Digital trust is becoming a significant operational cost. Founders reported spending an average of 16% of their operational budgets on trust, verification and digital security.

Respondents viewed this area as central to competitiveness. Some 88% said digital trust would decide which startups succeed globally. A further 85% saw reliable digital infrastructure as equally important as physical infrastructure for business continuity.

Many placed digital trust alongside core business fundamentals. The survey found 84% believed digital trust now rivalled product quality or price in customer decisions.

Most respondents wanted a stronger state role. Some 84% said governments should take a stronger stance on digital resilience.

More than three-quarters, at 78%, warned that companies that ignore trust risk exclusion from key markets.

Liina Vahtras, Managing Director at e-Residency, said founders were making decisions based on predictability and speed.

"Digital trust has become the passport for global business, and founders will cross borders in whichever direction offers certainty and speed. UK entrepreneurs are loyal - they want to build here - but they're also realistic about where digital systems make their lives easier. e-Residency is proof of how powerful that can be. When a founder can create and run a company remotely, with trusted digital identity and seamless compliance, it frees them to focus on growth instead of bureaucracy. With 79% of UK entrepreneurs saying government-backed digital infrastructure will determine who scales internationally by 2030, the path ahead is clear: trust, predictability and digital-first processes are the foundation of global competitiveness," said Vahtras, Managing Director, e-Residency.

Regulation and policy

Respondents expressed frustration with the current regulatory landscape. Some 70% said fragmented or unclear rules were slowing their ability to scale across borders.

Over half, at 51%, said faster and clearer regulation for emerging technologies such as AI and digital identity would increase their confidence in a market's ability to lead.

Founders also pointed to investment needs. Some 42% called for greater spending on digital infrastructure and research and development. A further 39% wanted stronger cybersecurity and digital resilience standards.

Government-backed digital infrastructure was seen as a decisive factor. The survey reported that 79% of entrepreneurs believed such systems would determine which companies scale internationally by 2030.

Skills shortages and strain

The report showed that growth ambitions sit alongside structural limits. Some 89% of founders said domestic skills shortages had constrained their growth. Nearly a third, at 29%, described the impact as critical over the past year.

AI and data science skills were in particularly short supply. These were cited by 79% of respondents.

Cybersecurity skills were another pressure point. Some 80% of founders reported shortages in this area.

Entrepreneurs also reported high personal strain. Some 95% said running their business affected their wellbeing negatively.

Within that group, 44% experienced stress or burnout often. Financial insecurity was a significant concern for 37%, who linked it to uncertainty over business survival.

Some 34% said they struggled to balance family or personal life with founder responsibilities. A further 18% cited isolation and lack of mentorship as ongoing obstacles to growth.

AI-first future

Founders expected the startup landscape to shift towards AI and borderless models over the rest of the decade. Some 75% said most startups would be AI-first by 2030.

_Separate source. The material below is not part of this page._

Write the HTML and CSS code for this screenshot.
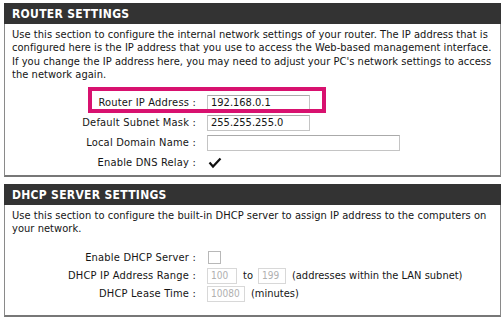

Many saw AI adoption as a competitive necessity. Some 70% agreed that firms that do not adopt AI technologies within five years risk being outcompeted.

AI is already influencing business models. The research found 76% of entrepreneurs said AI was changing how they develop products and services. Some 71% said AI had opened new revenue streams or markets.

Respondents also expected company geography to change. Some 74% believed borderless companies, designed to operate globally from day one, would become the norm.

The same share expected digital ecosystems, rather than physical hubs such as London or Berlin, to dominate as the main startup centres.

The findings suggest UK policymakers face growing pressure from founders for clearer AI rules, stronger digital infrastructure and more predictable systems for cross-border business.